Période
Paléolithique
Patrimoine classé
La grotte en totalité (cad. D 405, 406, 506 à 508, 510, 512 à 515, 519, 534, 539 à 542, 786, 812 ; D partie de chemin rural, lieudit Genestal, domaine public, non cadastré ; D partie de la voie communale n° 211, lieudit Pecpugné ouest, domaine public, non cadastré ; D partie de la voie communale n° 212, lieudit Pecpugné est, domaine public, non cadastré ; E 278, 298 à 300, 318, 319, 899, 900, 975) : classement par arrêté du 3 juillet 2002
Origine et histoire de la Grotte de Cussac
La grotte ornée souterraine de Cussac se situe sur la commune du Buisson-de-Cadouin, en Dordogne, dans le Périgord, et se développe dans un massif karstique sur environ 1,6 kilomètre le long d’un affluent méridional de la Dordogne. Son entrée, sur une terrasse de travertin, correspond à l’exsurgence d’un réseau de rivières souterraines dont la galerie ornée constitue le segment fossile. La cavité présente une galerie linéaire divisée par une entrée médiane en deux branches : l’Aval, d’environ 600 mètres, rassemble l’essentiel des panneaux ornés et les principaux lieux à restes humains, tandis que l’Amont, proche de 1 kilomètre, comporte plusieurs figures majeures et des aménagements archéologiques ponctuels. Des investigations anciennes ont affecté la zone vestibulaire, puis la grotte a été redécouverte lors d’une prospection spéléologique en 2000 et désobstruée pour permettre l’accès aux galeries ornées.

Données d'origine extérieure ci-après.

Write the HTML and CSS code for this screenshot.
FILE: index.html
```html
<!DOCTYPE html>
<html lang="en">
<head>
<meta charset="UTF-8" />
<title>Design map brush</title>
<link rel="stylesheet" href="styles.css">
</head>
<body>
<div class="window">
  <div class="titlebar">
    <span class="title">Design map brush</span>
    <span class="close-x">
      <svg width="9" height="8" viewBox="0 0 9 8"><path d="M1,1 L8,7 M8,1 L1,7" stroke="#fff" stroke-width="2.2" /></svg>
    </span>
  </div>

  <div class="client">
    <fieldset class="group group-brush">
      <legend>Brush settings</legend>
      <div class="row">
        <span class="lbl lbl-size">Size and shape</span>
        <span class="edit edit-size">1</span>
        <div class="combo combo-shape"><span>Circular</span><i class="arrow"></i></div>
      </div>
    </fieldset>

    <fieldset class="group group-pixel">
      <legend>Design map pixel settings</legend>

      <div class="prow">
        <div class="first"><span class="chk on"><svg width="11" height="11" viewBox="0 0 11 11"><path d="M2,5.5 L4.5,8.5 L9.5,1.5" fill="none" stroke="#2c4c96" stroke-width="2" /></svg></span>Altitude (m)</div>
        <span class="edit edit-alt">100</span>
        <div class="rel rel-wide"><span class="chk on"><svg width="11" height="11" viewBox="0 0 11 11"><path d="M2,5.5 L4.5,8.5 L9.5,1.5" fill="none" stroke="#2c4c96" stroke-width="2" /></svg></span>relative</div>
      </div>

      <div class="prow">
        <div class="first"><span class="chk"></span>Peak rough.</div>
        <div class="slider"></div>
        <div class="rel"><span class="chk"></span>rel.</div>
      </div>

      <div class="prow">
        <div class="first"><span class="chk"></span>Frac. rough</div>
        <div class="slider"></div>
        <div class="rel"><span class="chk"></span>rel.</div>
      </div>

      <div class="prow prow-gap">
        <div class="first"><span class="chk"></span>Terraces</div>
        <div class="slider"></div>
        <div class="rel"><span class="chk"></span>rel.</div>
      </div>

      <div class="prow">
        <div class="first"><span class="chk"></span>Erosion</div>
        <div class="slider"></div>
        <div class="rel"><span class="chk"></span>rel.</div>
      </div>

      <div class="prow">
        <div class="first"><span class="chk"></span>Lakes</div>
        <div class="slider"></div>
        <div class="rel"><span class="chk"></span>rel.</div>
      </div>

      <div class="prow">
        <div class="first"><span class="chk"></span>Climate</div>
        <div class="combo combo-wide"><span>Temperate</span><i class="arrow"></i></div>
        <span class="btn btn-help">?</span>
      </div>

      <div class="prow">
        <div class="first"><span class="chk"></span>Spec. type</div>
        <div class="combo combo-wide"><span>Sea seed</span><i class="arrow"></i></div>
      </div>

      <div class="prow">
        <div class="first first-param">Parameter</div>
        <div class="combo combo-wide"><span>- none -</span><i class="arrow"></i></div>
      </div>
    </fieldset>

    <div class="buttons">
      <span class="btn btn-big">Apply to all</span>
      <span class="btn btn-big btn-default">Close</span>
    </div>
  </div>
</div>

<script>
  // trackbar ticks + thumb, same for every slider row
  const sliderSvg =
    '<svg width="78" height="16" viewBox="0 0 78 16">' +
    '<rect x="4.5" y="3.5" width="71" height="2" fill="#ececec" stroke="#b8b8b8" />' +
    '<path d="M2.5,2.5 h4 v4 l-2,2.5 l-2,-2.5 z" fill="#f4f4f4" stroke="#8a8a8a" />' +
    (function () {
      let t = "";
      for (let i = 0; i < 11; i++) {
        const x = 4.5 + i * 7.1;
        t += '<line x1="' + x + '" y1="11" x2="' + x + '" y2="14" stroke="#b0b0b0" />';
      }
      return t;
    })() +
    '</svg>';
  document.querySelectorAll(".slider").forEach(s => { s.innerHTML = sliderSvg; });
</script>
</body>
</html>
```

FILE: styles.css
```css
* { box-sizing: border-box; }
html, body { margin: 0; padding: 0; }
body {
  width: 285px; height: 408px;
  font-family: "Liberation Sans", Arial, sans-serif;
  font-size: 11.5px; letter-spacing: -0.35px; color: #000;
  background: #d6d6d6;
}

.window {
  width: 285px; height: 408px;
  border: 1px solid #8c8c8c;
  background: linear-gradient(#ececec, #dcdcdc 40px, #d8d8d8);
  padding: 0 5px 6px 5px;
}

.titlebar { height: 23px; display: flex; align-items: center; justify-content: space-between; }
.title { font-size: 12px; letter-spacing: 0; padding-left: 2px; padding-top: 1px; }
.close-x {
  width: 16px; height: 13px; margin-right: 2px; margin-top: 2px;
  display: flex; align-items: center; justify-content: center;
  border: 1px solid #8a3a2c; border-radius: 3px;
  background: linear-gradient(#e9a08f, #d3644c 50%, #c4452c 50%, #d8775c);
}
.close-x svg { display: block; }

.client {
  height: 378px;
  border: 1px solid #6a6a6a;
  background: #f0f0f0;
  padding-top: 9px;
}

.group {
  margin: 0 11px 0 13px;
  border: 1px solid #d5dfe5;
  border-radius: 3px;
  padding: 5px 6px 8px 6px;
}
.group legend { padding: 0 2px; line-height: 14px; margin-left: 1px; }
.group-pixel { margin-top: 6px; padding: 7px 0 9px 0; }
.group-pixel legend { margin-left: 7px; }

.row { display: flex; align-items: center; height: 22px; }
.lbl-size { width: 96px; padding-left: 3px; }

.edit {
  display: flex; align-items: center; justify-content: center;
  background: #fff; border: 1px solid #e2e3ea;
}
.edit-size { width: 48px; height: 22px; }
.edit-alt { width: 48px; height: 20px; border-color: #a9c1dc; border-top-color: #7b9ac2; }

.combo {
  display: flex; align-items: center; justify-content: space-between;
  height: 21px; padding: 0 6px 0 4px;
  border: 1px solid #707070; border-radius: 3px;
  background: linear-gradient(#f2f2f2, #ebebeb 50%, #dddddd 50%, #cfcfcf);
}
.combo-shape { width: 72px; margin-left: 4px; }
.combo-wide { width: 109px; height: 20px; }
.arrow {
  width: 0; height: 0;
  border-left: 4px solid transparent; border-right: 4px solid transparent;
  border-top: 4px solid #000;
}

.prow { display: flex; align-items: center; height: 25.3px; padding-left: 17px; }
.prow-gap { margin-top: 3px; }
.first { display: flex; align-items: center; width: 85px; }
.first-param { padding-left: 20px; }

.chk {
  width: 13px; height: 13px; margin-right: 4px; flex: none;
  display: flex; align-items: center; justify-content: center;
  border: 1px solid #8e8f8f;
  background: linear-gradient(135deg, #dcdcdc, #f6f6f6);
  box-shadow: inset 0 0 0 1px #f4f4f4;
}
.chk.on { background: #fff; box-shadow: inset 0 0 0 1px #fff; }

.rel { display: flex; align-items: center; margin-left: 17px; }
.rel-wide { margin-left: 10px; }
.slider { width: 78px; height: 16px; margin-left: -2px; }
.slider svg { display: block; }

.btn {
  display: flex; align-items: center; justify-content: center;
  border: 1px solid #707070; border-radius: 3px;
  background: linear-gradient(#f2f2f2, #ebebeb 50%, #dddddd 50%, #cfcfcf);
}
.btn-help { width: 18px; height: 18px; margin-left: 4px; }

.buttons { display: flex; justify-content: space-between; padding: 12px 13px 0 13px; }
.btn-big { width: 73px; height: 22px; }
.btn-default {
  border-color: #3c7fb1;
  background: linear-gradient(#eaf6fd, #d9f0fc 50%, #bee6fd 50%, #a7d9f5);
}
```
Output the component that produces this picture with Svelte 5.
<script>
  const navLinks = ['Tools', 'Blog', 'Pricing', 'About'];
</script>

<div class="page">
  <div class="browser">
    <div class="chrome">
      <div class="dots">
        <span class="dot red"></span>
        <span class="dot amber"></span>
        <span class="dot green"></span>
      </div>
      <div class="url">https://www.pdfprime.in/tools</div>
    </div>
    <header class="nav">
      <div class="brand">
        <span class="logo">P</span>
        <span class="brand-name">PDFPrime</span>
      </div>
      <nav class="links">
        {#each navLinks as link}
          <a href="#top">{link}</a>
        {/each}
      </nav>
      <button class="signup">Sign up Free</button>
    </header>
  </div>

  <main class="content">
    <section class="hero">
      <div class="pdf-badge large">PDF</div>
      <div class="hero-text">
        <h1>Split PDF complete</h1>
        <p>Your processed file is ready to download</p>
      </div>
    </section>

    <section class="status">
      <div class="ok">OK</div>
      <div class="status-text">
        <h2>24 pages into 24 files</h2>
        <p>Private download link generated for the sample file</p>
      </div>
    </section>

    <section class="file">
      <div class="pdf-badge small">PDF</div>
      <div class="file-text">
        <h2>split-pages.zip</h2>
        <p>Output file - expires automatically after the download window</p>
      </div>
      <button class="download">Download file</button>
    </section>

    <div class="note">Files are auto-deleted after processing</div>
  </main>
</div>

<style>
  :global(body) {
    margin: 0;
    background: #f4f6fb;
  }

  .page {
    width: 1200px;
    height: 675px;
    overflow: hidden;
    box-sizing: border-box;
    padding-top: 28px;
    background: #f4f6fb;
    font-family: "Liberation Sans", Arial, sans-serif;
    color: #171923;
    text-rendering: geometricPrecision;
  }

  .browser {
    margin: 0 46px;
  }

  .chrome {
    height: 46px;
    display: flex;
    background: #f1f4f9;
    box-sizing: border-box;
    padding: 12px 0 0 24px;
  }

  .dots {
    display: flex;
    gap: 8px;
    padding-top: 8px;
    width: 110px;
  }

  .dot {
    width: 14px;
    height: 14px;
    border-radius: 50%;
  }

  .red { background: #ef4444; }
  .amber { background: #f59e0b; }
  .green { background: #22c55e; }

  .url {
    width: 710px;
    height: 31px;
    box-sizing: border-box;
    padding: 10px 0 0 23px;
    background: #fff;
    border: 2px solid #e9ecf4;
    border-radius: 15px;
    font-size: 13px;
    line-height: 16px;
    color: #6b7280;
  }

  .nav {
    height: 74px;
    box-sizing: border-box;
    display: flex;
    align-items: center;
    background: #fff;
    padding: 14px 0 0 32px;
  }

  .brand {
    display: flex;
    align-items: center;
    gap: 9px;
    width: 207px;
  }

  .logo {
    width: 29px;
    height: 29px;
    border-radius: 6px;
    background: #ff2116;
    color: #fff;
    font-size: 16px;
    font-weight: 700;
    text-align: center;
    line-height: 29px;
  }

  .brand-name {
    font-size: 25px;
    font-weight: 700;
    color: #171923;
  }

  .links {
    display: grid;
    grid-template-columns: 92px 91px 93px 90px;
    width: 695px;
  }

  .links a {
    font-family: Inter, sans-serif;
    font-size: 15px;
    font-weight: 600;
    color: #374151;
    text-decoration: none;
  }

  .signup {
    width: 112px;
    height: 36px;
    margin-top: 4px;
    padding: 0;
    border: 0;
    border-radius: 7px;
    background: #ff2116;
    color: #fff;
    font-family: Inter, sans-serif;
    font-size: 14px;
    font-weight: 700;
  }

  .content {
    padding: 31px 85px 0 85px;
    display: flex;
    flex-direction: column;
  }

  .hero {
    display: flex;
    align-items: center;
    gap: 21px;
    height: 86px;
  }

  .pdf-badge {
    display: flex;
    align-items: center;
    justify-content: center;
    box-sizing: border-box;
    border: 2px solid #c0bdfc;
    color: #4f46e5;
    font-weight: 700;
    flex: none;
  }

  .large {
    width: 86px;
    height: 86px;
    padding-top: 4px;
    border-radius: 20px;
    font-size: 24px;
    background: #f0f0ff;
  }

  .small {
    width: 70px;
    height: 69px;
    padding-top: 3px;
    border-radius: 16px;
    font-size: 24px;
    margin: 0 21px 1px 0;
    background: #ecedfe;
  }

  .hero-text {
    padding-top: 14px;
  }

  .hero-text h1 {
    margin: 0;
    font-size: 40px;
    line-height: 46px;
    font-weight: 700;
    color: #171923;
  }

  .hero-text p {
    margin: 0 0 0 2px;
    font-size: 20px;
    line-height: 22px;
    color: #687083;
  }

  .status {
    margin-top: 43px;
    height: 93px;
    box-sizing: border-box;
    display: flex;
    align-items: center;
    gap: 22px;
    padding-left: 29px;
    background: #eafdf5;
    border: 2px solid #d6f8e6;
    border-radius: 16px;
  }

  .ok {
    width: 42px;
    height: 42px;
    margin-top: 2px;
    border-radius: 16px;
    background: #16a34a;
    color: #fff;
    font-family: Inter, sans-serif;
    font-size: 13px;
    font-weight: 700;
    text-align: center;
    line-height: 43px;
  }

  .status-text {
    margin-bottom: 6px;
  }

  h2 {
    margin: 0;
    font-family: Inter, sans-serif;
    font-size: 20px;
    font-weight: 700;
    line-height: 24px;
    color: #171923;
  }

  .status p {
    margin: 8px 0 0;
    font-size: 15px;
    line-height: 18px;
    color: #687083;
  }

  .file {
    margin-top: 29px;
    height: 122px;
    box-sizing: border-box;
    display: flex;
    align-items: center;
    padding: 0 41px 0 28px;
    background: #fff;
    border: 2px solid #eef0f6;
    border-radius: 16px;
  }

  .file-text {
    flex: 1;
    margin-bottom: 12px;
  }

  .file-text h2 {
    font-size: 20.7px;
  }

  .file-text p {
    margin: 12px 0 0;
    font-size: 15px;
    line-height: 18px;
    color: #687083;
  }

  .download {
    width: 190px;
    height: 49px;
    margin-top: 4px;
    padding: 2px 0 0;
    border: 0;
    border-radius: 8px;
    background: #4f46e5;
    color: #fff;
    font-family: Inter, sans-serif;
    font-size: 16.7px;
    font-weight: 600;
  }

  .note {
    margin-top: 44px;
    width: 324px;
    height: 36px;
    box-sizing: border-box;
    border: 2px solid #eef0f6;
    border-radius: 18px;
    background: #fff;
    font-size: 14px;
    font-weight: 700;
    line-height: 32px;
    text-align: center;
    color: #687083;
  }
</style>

Face aux enjeux de conservation, l’État a rapidement engagé des mesures de protection juridique et physique, acquérant les parcelles concernées, instaurant des fermetures, un zonage archéologique et des actions de préservation environnementale et d’aménagement du conduit d’entrée. L’exploration scientifique organisée a débuté dans le cadre d’un projet collectif et pluridisciplinaire, mais l’accès reste limité en raison d’épisodes de gaz carbonique ; la grotte est placée sous protection scientifique et ne sera probablement pas ouverte au public. Deux reconstitutions du panneau de la découverte et de la bauge contenant un squelette ont été réalisées et sont exposées au Buisson-de-Cadouin.
La cavité abrite plus de cent cinquante gravures paléolithiques attribuées au Gravettien et un ensemble de restes humains que l’on interprète comme des sépultures apparemment associées aux figures pariétales. L’art pariétal est majoritairement gravé : près de 93 % des entités graphiques recensées le sont par incision ou raclage. Le premier inventaire répertorie environ 135 entités graphiques comprenant principalement des animaux, des signes, des indéterminés et une douzaine d’anthropomorphes. Le bestiaire se compose surtout de bisons, mammouths, chevaux et aurochs, avec des proportions plus faibles d’oies, bouquetins, rhinocéros et quelques espèces isolées comme l’ours ou le félin ; on observe aussi des animaux composites et des représentations indéterminées ou monstrueuses. Les gravures sont souvent de grandes dimensions — le plus grand bison atteint près de quatre mètres — et sont réalisées à l’aide d’outils lithiques, osseux ou en bois, tandis que des traits digitaux sont visibles sur l’argile des sols. L’emploi de pigments est rare, limité à quelques ponctuations rouges, et des tracés carbonés ont été interprétés comme des traces de mouchage de torches. Outre les figures animalières classiques, on note des entrelacs, des tracés digitaux, des silhouettes féminines de profil et des représentations sexuelles dominées par des vulves souvent associées à des mammouths ; ces œuvres présentent des thèmes et un style proches de ceux du Gravettien connus dans le Quercy, notamment à Pech‑Merle, et leur âge est estimé à environ 25 000 ans.
La grotte de Cussac figure parmi les rares sites paléolithiques européens où l’on trouve une association d’œuvres pariétales et de sépultures : au moins cinq individus, quatre adultes et un adolescent, ont été déposés dans des dépressions et des bauges à ours. Ces restes, d’abord qualifiés de dépôts mortuaires, font l’objet d’analyses suggérant un rituel funéraire structuré et une inhumation en deux temps. Plusieurs ossements ont été prélevés pour datation par le carbone 14, l’un d’eux fournissant un âge proche de 25 000 ans, ce qui rend probable la contemporanéité des œuvres et des sépultures, d’autant que l’entrée de la cavité semble avoir été rapidement obstruée après le passage des artistes préhistoriques.